I've been updating the existing done parts with new pics (the ones with the dots for the pivot point instead of the blue lines) - I figured out a more accurate way of making the diagrams. I'll be adding some more soon - it may take a while for me to complete this whole guide as it's sort of being done as I feel inspired, as a bit of a helper thingie for my own brain. I can't work too fast on it or I can't assimilate the info myself, and I get burnt out and start making leaps of faulty logic and whatnot. But rest assured, it's still very much on my to do list.
Very interesting stuff! I've always been intimidated by the thought of tacking a jointing system, when I don't own one of these and haven't really played with one to understand just how all of these parts work together to allow movement, but your diagrams are making it much clearer! I'm looking forward to the next updates. Especially locks!
Oh, this is useful and very graphic too. This makes the planning easier for the ones who read it. So many thanks for the effort and for sharing this with us.

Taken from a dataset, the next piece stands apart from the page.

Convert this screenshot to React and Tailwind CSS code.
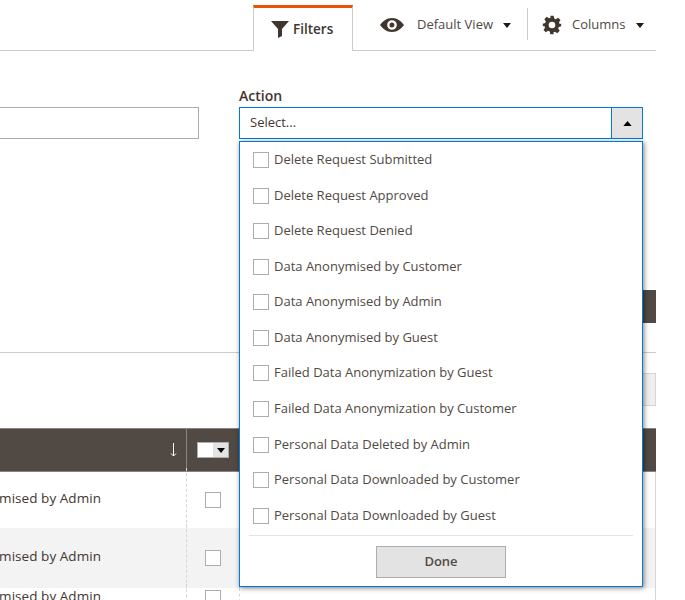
const opts = [
  ["Delete Request Submitted", "h-[36px]"],
  ["Delete Request Approved", "h-[35px]"],
  ["Delete Request Denied", "h-[36px]"],
  ["Data Anonymised by Customer", "h-[35px]"],
  ["Data Anonymised by Admin", "h-[36px]"],
  ["Data Anonymised by Guest", "h-[35px]"],
  ["Failed Data Anonymization by Guest", "h-[36px]"],
  ["Failed Data Anonymization by Customer", "h-[36px]"],
  ["Personal Data Deleted by Admin", "h-[35px]"],
  ["Personal Data Downloaded by Customer", "h-[36px]"],
  ["Personal Data Downloaded by Guest", "h-[35px]"],
];

function Caret({ up, className }) {
  return (
    <svg viewBox="0 0 10 6" className={className} fill="currentColor">
      <path d={up ? "M5 0L10 6H0Z" : "M0 0H10L5 6Z"} />
    </svg>
  );
}

function Row({ bg, h }) {
  return (
    <div className={`flex ${h} ${bg}`}>
      <div className="w-[187px] shrink-0 border-r border-dashed border-[#d6d6d6] flex items-center justify-end pr-[85px] overflow-hidden whitespace-nowrap text-[13.5px] text-[#41362f] -mt-[4px]">
        <span className="tracking-[0.05px]">Data Anonymised by Admin</span>
      </div>
      <div className="w-[53px] shrink-0 border-r border-dashed border-[#d6d6d6] flex items-center pl-[18px]">
        <span className="block w-[16px] h-[16px] border border-[#adadad] bg-white" />
      </div>
      <div className="flex-1 border-r border-[#d6d6d6]" />
    </div>
  );
}

export default function App() {
  return (
    <div className="relative w-[685px] h-[600px] overflow-hidden bg-white font-['Open_Sans',sans-serif] text-[#41362f]">
      <div className="w-[656px]">
        {/* toolbar */}
        <div className="flex h-[51px] pt-[5px] border-b border-[#cccccc] pl-[253px]">
          <div className="w-[100px] h-[46px] -mb-px bg-white border-x border-[#cccccc] border-t-[3px] border-t-[#eb5202] flex items-center pl-[17px] gap-[4px] font-semibold text-[13px] text-[#41362f] relative z-10">
            <svg viewBox="0 0 18 17" className="w-[18px] h-[17px]" fill="#41362f">
              <path d="M0 0H18L11 8V15L7 17V8Z" />
            </svg>
            <span className="text-[13.5px] -mt-[1px]">Filters</span>
          </div>
          <div className="flex items-center h-[40px] pl-[27px] w-[174px] text-[13px] text-[#514943]">
            <svg viewBox="0 0 24 14" className="w-[24px] h-[14px] shrink-0" fill="#41362f">
              <path fillRule="evenodd" d="M12 0C6.5 0 2.5 3.5 0 7c2.5 3.5 6.5 7 12 7s9.500-3.500 12-7C21.500 3.500 17.500 0 12 0Zm0 2.200a4.800 4.800 0 1 1 0 9.600 4.800 4.800 0 0 1 0-9.600Zm0 2.300a2.500 2.500 0 1 0 0 5 2.500 2.500 0 0 0 0-5Z" />
            </svg>
            <span className="ml-[13px] whitespace-nowrap">Default View</span>
            <Caret className="ml-[10px] w-[8px] h-[5px] text-[#1f1a17]" />
          </div>
          <div className="w-px h-[32px] mt-[3px] bg-[#cccccc]" />
          <div className="flex items-center h-[40px] pl-[14px] text-[13px] text-[#514943]">
            <svg viewBox="0 0 24 24" className="w-[20px] h-[20px] shrink-0" fill="#41362f">
              <path fillRule="evenodd" d="M10 1h4l.7 3.200 1.900.800 2.800-1.800 2.800 2.800-1.800 2.800.8 1.900L23 10.400v3.200l-2.800.7-.8 1.900 1.800 2.800-2.800 2.800-2.800-1.800-1.900.8L14 23h-4l-.7-3.200-1.900-.8-2.800 1.800-2.800-2.800 1.800-2.800-.8-1.900L1 13.600v-3.200l2.800-.7.800-1.900-1.800-2.800 2.800-2.800 2.800 1.800 1.900-.8L10 1Zm2 7a4 4 0 1 0 0 8 4 4 0 0 0 0-8Z" />
            </svg>
            <span className="ml-[10px] whitespace-nowrap">Columns</span>
            <Caret className="ml-[11px] w-[8px] h-[5px] text-[#1f1a17]" />
          </div>
        </div>

        {/* filters */}
        <div className="flex gap-[40px] h-[302px] border-b border-[#cccccc]">
          <div className="w-[199px] shrink-0 pt-[56px]">
            <div className="h-[32px] border border-[#adadad] border-l-0" />
          </div>
          <div className="w-[404px] shrink-0 pt-[35px]">
            <div className="text-[14px] leading-[19px] font-semibold text-[#41362f]">Action</div>
            <div className="mt-[2px] flex h-[32px] border border-[#007bdb]">
              <div className="flex-1 pl-[10px] text-[13px] leading-[28px] text-[#41362f]">Select...</div>
              <div className="w-[31px] bg-[#e3e3e3] border-l border-[#007bdb] flex items-center justify-center">
                <Caret up className="w-[9px] h-[5px] text-black" />
              </div>
            </div>
          </div>
          <div className="flex-1 mt-[239px] h-[33px] bg-[#514943] -ml-[40px]" />
        </div>

        {/* grid toolbar */}
        <div className="flex justify-end h-[75px] pt-[20px]">
          <div className="w-[13px] h-[33px] bg-[#efefef] border-y border-r border-[#d6d6d6]" />
        </div>

        {/* table */}
        <div className="h-[44px] flex bg-[#514943] border-y border-[#8a837f]">
          <div className="w-[187px] shrink-0 border-r border-[#8a837f] flex items-center justify-end pr-[9px]">
            <svg viewBox="0 0 7 14" className="w-[7px] h-[14px]" fill="none" stroke="#ffffff" strokeWidth="1">
              <path d="M3.500 0V13M1 10.500L3.500 13 6 10.500" />
            </svg>
          </div>
          <div className="w-[53px] shrink-0 flex items-center pl-[10px]">
            <div className="flex w-[32px] h-[16px] border border-[#adadad] bg-white">
              <div className="w-[15px]" />
              <div className="flex-1 bg-[#e3e3e3] flex items-center justify-center">
                <Caret className="w-[8px] h-[5px] text-black" />
              </div>
            </div>
          </div>
        </div>
        <Row bg="bg-white" h="h-[56px]" />
        <Row bg="bg-[#f3f3f3]" h="h-[60px]" />
        <Row bg="bg-white" h="h-[20px]" />
      </div>

      {/* dropdown */}
      <div className="absolute left-[239px] top-[141px] w-[404px] h-[446px] bg-white border border-[#007bdb] shadow-[1px_1px_5px_rgba(0,0,0,0.5)] flex flex-col">
        <div className="pt-[0px] px-[13px]">
          {opts.map(([t, h]) => (
            <div key={t} className={`flex items-center ${h} whitespace-nowrap`}>
              <span className="block w-[16px] h-[16px] border border-[#adadad] bg-white shrink-0" />
              <span className="ml-[5px] text-[13px] text-[#514943]">{t}</span>
            </div>
          ))}
        </div>
        <div className="mx-[9px] mt-[2px] border-t border-[#e3e3e3]" />
        <div className="flex justify-center pt-[10px]">
          <div className="w-[130px] h-[32px] bg-[#e3e3e3] border border-[#adadad] flex items-center justify-center font-semibold text-[13px] text-[#514943]">
            Done
          </div>
        </div>
      </div>
    </div>
  );
}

Ooh, thank you so much for going to all this trouble and sharing it! I've been dreading doing all that thinking/analyzing myself once I start working on a body... but now I have a great place to start looking and thinking and save some time. You're awesome! ♥
Gawd it's been a long time since I updated this - so sorry for the delay. I can't do a proper update right now but there are a few things that I've learned recently that I want to note down before I forget: 1) The most "comfortable" position for a doll should be the standing position. This means that it should be easiest for each joint to sit in standing position, and any other positions are more difficult. Making a joint's positioning equally difficult for standing vs. not standing (say, a knee being bent) may work, but will be less stable for standing. 2) A hinge joint (like a knee) can be made slightly oval rather than round on the ball part of the joint, so that there is a slight resistance to the joint rotating. This makes the joint more "comfortable" non-rotated and thus more stable for standing. This functions as a "soft lock." The cup part of the joint can remain precisely round - only the ball of the joint needs to be modified. View attachment 587 3) The length of the stringing channel matters, and if you're getting a joint that is kicky, try measuring the depth of the stringing channel at different points along its length - if it's significantly deeper at one point than another, the elastic has to stretch more there and it will resist going into that position. You can use this principle to make a joint resist bending by making the shallowest part of the stringing channel the one the elastic uses when the joint is in standing position.